The Chief Executive Officer of Nigeria’s biggest independent energy company, Austin Avuru, has said that the country’s decision to comply strictly with OPEC+ oil production cuts will lead to a drop in its third-quarter output.
He told Bloomberg last weekend in an investor call that Seplat has managed the cut in such a way that it has had very little impact on the company’s working interest production, and therefore should have little impact on full year results.

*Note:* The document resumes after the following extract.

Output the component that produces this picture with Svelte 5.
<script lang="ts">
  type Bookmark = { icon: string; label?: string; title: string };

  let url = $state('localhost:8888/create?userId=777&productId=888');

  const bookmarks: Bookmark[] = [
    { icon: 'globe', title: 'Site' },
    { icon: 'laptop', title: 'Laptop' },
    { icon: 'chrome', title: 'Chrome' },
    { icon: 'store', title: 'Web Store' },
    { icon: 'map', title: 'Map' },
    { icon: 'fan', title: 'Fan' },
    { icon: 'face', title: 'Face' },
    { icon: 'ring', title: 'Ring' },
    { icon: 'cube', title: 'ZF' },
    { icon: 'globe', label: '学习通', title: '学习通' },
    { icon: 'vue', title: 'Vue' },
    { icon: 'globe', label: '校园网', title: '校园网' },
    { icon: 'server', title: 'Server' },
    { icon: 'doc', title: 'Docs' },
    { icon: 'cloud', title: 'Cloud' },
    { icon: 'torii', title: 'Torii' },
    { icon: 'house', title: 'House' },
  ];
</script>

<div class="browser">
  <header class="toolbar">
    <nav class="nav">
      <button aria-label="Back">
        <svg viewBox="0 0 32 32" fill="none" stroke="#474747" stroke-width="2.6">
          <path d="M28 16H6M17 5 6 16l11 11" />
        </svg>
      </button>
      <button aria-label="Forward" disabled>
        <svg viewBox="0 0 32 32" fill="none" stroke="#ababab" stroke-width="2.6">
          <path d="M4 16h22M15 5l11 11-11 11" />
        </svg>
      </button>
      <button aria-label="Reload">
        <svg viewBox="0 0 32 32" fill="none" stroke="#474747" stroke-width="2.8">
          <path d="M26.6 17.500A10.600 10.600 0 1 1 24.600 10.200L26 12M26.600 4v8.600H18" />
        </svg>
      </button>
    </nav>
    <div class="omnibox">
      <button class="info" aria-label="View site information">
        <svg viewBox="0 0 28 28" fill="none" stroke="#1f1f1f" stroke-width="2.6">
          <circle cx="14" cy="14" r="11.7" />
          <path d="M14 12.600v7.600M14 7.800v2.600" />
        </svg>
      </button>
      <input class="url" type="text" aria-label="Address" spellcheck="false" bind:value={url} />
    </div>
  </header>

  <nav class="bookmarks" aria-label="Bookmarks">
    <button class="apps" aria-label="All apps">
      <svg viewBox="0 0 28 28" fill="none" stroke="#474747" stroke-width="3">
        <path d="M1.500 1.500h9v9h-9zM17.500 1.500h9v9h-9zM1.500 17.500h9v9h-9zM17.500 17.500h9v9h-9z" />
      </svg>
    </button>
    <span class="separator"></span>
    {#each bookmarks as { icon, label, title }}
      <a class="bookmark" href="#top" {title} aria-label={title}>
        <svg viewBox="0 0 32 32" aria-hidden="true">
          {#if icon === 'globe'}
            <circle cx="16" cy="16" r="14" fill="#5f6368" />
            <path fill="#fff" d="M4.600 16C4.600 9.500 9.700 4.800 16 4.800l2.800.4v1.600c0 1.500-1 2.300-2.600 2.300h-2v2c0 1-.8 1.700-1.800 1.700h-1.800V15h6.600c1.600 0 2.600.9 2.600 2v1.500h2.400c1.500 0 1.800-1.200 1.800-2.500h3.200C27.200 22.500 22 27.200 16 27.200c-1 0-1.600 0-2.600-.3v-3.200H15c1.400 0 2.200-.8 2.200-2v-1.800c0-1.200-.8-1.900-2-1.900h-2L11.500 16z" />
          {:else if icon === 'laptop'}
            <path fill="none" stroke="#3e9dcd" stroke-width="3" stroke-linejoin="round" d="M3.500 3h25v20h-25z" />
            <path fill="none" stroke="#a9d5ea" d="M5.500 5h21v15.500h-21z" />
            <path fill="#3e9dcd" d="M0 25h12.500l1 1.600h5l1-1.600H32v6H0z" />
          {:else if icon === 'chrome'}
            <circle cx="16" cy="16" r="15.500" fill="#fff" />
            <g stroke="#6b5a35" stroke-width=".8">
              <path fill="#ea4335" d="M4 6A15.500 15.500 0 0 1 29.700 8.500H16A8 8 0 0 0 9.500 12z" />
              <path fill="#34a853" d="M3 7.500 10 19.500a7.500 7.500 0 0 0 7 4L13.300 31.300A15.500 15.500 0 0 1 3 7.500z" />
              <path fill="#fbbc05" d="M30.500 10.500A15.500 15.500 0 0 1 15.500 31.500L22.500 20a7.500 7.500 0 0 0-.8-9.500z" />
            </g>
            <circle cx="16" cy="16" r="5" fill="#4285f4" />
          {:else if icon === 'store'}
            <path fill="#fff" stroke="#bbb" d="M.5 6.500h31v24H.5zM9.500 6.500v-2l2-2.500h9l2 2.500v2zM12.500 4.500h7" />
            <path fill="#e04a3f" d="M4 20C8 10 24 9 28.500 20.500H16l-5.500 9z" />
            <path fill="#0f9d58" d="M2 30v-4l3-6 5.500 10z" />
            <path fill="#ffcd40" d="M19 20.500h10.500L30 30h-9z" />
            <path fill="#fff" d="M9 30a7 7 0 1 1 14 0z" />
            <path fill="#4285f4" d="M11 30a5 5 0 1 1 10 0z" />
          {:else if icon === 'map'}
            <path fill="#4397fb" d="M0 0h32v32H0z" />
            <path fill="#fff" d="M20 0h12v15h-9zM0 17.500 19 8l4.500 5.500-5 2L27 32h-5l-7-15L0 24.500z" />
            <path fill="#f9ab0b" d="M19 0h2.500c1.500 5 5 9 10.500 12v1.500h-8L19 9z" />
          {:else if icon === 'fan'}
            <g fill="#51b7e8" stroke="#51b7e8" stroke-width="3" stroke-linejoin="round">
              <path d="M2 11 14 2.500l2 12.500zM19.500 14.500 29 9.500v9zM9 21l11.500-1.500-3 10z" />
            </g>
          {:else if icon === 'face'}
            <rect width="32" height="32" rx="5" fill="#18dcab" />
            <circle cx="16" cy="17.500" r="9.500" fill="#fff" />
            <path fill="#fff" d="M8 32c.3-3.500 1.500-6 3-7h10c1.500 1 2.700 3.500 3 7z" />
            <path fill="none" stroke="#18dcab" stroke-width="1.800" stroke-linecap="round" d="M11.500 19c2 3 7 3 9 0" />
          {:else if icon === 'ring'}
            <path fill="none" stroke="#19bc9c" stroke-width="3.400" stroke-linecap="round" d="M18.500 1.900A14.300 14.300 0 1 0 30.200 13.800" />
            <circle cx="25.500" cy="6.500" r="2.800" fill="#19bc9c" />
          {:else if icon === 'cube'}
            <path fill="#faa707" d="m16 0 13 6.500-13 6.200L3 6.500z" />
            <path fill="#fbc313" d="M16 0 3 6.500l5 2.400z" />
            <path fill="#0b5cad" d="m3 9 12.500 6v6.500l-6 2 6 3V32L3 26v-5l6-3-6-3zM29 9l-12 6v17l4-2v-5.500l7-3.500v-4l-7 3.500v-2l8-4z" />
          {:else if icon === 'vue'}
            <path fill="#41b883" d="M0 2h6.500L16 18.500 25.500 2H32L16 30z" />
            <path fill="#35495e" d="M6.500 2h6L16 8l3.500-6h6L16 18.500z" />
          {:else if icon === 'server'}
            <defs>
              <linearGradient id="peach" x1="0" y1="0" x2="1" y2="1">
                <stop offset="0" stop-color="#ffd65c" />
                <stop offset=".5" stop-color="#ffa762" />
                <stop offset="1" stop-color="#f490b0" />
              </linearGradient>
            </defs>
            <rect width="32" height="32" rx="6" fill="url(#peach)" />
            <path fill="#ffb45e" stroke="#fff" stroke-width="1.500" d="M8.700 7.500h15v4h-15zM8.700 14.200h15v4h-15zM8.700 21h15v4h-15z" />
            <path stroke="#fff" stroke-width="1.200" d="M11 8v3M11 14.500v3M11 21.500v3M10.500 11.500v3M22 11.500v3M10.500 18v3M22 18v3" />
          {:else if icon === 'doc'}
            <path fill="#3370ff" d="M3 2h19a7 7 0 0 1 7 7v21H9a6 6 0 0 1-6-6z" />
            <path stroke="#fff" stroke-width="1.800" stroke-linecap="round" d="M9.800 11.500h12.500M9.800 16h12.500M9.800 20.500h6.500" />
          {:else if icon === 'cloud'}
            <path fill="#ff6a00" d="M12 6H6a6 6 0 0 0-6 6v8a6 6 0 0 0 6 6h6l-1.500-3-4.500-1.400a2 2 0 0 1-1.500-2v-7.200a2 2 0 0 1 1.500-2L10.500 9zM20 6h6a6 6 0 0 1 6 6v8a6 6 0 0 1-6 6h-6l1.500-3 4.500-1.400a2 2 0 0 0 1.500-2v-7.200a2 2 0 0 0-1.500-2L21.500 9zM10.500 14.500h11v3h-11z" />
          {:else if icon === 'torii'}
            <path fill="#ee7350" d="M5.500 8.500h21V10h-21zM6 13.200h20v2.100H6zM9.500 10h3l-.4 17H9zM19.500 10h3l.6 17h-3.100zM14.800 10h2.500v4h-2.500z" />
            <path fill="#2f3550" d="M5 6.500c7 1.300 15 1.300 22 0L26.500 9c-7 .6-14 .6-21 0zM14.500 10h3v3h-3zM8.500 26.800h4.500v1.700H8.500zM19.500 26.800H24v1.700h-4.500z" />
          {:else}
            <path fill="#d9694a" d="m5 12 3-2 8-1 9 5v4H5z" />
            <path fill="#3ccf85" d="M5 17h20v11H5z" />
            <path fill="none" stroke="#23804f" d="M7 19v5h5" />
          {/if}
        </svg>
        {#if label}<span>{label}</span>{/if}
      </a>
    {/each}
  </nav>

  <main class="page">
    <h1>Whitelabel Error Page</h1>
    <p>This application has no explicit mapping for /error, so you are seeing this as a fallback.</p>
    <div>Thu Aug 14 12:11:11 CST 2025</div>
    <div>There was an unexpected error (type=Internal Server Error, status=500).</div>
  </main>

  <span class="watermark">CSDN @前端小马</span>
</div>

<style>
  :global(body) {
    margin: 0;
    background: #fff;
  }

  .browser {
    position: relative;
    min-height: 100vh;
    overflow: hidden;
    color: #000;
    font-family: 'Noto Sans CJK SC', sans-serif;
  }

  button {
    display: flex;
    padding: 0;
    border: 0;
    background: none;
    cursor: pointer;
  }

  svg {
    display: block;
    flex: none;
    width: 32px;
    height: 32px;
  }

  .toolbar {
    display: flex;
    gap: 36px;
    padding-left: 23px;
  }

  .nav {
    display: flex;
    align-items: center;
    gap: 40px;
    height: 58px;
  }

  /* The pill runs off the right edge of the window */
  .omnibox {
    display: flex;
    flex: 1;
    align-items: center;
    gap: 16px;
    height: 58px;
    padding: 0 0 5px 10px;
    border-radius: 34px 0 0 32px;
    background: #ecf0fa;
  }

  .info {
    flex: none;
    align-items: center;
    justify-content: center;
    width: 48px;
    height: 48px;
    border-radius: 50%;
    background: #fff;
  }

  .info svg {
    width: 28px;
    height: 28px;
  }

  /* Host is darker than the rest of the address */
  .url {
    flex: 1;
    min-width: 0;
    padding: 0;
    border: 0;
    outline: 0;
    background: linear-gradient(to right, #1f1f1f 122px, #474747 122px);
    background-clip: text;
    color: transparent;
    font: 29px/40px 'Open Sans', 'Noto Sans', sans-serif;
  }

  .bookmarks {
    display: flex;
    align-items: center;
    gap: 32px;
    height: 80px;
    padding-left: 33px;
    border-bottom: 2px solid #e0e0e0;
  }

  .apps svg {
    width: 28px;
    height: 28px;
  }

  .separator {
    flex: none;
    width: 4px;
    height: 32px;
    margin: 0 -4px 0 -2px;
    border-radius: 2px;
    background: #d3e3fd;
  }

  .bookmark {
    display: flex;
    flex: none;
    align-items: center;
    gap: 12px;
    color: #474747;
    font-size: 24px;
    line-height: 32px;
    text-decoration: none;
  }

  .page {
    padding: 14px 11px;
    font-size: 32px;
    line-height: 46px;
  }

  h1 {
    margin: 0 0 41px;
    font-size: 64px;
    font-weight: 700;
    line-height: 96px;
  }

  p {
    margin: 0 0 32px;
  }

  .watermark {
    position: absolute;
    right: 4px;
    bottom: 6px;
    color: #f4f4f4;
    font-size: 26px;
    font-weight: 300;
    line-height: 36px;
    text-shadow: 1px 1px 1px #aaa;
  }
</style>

According to Avuru, Seplat’s gas revenue will start rising when its Anoh project starts producing in 2022. Physical installation of equipment would be done in the first half of next year, commissioning will follow, leading to first gas production in the last quarter of 2021. The equity-debt financing for the project is expected to be completed by year end.

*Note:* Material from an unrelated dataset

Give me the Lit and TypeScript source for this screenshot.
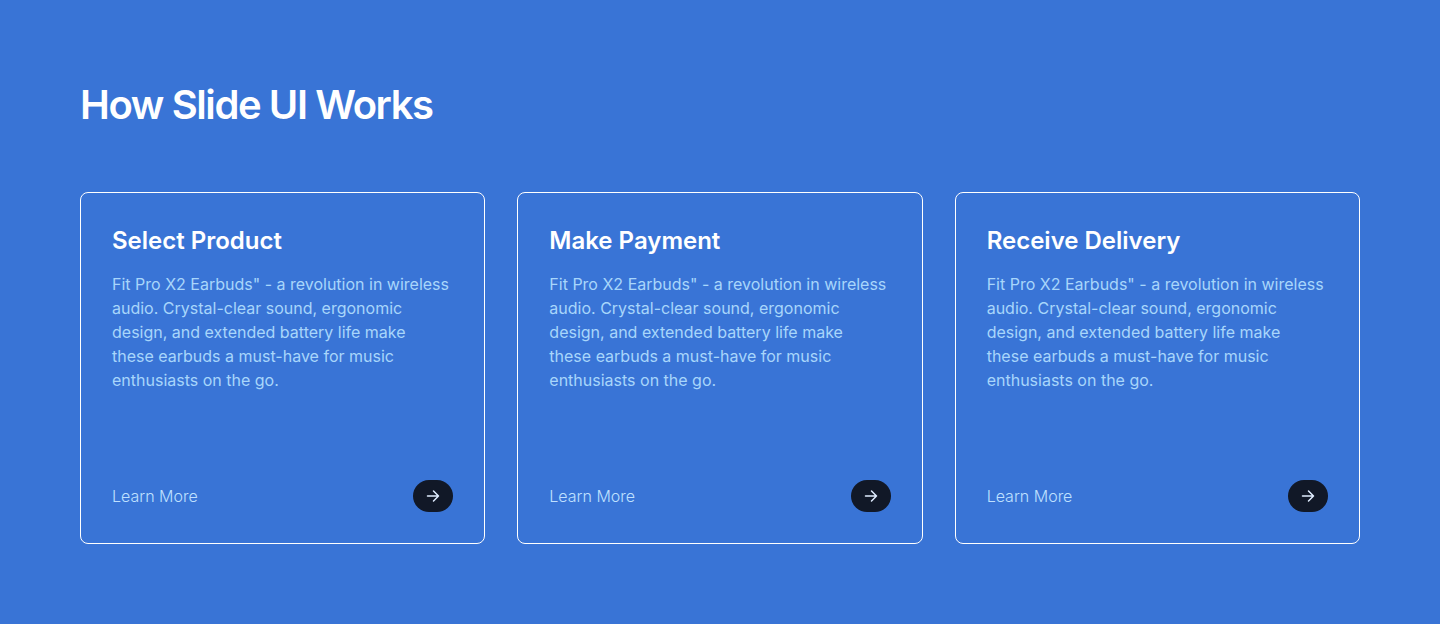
import { LitElement, html, css } from "lit";
import { customElement, property } from "lit/decorators.js";

const DESCRIPTION =
  'Fit Pro X2 Earbuds" - a revolution in wireless audio. Crystal-clear sound, ergonomic design, and extended battery life make these earbuds a must-have for music enthusiasts on the go.';

const STEPS = ["Select Product", "Make Payment", "Receive Delivery"];

@customElement("step-card")
export class StepCard extends LitElement {
  @property() heading = "";
  @property() text = "";

  static styles = css`
    :host {
      display: flex;
      flex-direction: column;
      justify-content: space-between;
      gap: 88px;
      box-sizing: border-box;
      padding: 31px;
      border: 1px solid #fff;
      border-radius: 8px;
    }
    .body {
      display: flex;
      flex-direction: column;
      gap: 14px;
    }
    .title {
      margin: 0;
      font-size: 24px;
      line-height: 34px;
      font-weight: 600;
      color: #fff;
    }
    .text {
      margin: 0;
      padding-right: 4px;
      font-weight: 400;
      color: #a8d6fb;
    }
    .footer {
      display: flex;
      align-items: center;
      justify-content: space-between;
    }
    .more {
      color: inherit;
      text-decoration: none;
    }
    .go {
      display: flex;
      align-items: center;
      justify-content: center;
      width: 40px;
      height: 32px;
      padding: 0;
      border: 0;
      border-radius: 16px;
      background: #111827;
      color: #e0edff;
      cursor: pointer;
    }
  `;

  render() {
    return html`
      <div class="body">
        <h3 class="title">${this.heading}</h3>
        <p class="text">${this.text}</p>
      </div>
      <div class="footer">
        <a class="more" href="#">Learn More</a>
        <button class="go" type="button" aria-label="Open ${this.heading}">
          <svg width="16" height="16" viewBox="0 0 16 16" fill="none" stroke="currentColor"
            stroke-width="1.5" stroke-linecap="round" stroke-linejoin="round" aria-hidden="true">
            <path d="M2.5 8h11M8.5 3 13.5 8 8.5 13" />
          </svg>
        </button>
      </div>
    `;
  }
}

@customElement("app-root")
export class AppRoot extends LitElement {
  static styles = css`
    :host {
      display: block;
      box-sizing: border-box;
      min-height: 100vh;
      padding: 80px;
      background: #3974d6;
      color: #bfe0ff;
      font-family: Inter, sans-serif;
      font-size: 16px;
      line-height: 24px;
      font-weight: 300;
    }
    .heading {
      margin: 0 0 62px;
      font-size: 40px;
      line-height: 50px;
      font-weight: 600;
      letter-spacing: -0.035em;
      color: #fff;
    }
    .steps {
      display: grid;
      grid-template-columns: repeat(auto-fit, minmax(320px, 1fr));
      gap: 32px;
    }
  `;

  render() {
    return html`
      <h2 class="heading">How Slide UI Works</h2>
      <div class="steps">
        ${STEPS.map((s) => html`<step-card .heading=${s} .text=${DESCRIPTION}></step-card>`)}
      </div>
    `;
  }
}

Seplat is expected to drill two more gas wells in the next four months to bring total gas production to 300 to 350mscbf of gas per day, according to the company’s Operations Direct, Effiong Udofia Okon
The upstream oil producer spent $86 million in the first half out of $120 million full year capital expenditure budget on drilling six oil wells.
Oben-48 gas well was also completed in the first half and now on-stream. Seplat is negotiating 30% blanket reduction in savings from suppliers as this is also being pushed by the Nigerian government which plans to reduce crude production cost, Bloomberg stated.
The Lagos-based company has $174 million receivables from Nigerian Petroleum Development Company (NPDC) reduced from $222 million at the end of last year, the incoming Chief Executive of Seplat, Roger Brown said.
The $145 million loss made in the period resulted from oil price decline and impairment of financial assets in the first quarter. The company’s total debt stands at $457 million.